Interview by Kate Riney with Megan Carter
One of the wonderful things about going to a divinity school that is part of the university system is the privilege of being part of an even larger student body, and for Mercer students at the Atlanta campus, that student body is very diverse. I recently sat down with McAfee student, Megan Carter, to talk to her about her involvement with the international community and Multicultural Student Association (MSA) at McAfee.
K: How did you get involved with MSA?
M: I started volunteering with MSA from my first year at McAfee, but it was actually my experience cultivating friendships with international students during college that made me want to get involved.

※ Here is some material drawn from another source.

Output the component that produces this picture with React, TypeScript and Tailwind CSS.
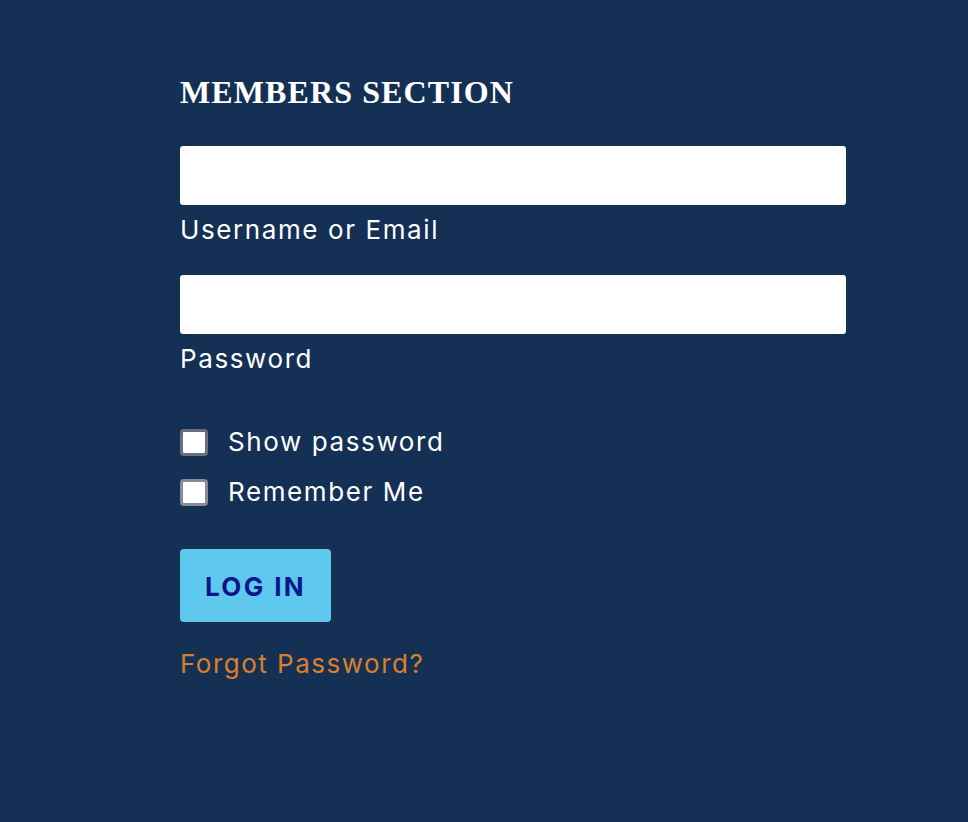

K: What was it like to be a part of the international community at your college?
M: At Carson-Newman there were a lot of international students, but a great divide between them and the American students. I started noticing it in the cafeteria at lunch; most of the Americans didn't try to forge friendships with any foreign students. So I joined the ELI (English Language Institute) program that “buddied” up a domestic student with an international student to help them learn and practice their English skills. By the time I got to the point of bringing three Asian friends home with me for Easter I was committed.
K: What is it about those friendships that is so precious to you?
M: Although it sounds cliche, its really broadened my horizons and kept me grounded. Its good to be reminded that everyone isn't like me. My closest international friend, Ji Eun (pronounced: Jee-Oon), blessed my life so much. She has an energy for life and she's just so sweet and so passionate and has so much to offer the world, but because she's Korean a lot of other students didn't get to know her.
K: Where is Ji Eun now?
M: She's in Seoul now teaching middle school boys English and we still talk through Facebook, I help her with her English from time to time and she reminds me of why I do what I do.
K: Crossing cultural boundaries has to be difficult…
M: Actually, the majority of ELI students here at Mercer are Saudi Arabian males and that is a huge cultural boundary to cross. Luckily, because I was engaged (to my now husband), Ryan, when I started here, that made it easier to bridge the gap and communicate with them. Amaar, was one of the first students that we met and he lives next door to us. When we moved in, he and some of the other men helped us move our heavy furniture into our apartment. We noticed that one or two would help us at a time and then one would disappear and another would come out to help, but didn't think too much about it. It was only later that one of them told us that when they helped us move they were in fasting for Ramadan. So they were conserving their energy by taking turns, since it was still hot outside and they couldn't even drink water until sunset. We've never had more selfless friends and actually, Amaar was in our wedding.
K: Wow, that's awesome, so he was in your wedding party?
M: Yeah, he loved it and we explained all the American customs and symbols to him so that he would understand and know what to do. We actually had African, Middle Eastern, and Asian friends there. Its not right to just say that you have foreign friends, but not to actually include them in your life. It was important to us to have them there.
K: So what you're multicultural and multi-faith friendships taught you?
M: My Muslim brothers especially, have taught me about true devotion to what to you believe in mind and practice. They reflect in their whole being and everything they do. That's something we all say as Christians, but it becomes a cliche: “let God's light shine through you in everything you do,” but not many of us actually live our lives like that. So watching my Muslim brothers practice their faith, reinvigorated my faith and devotion. It's shaped my theology and teaches me that we're really not all that different.
K: What would you tell someone considering joining MSA or getting involved in the international community?
M: When you reach out to help someone else, you're giving them the opportunity to bless you and world around you. We don't reach out to be blessed, but that's just what happens. We reach out to teach English and what ends up happening is that they actually bless your life.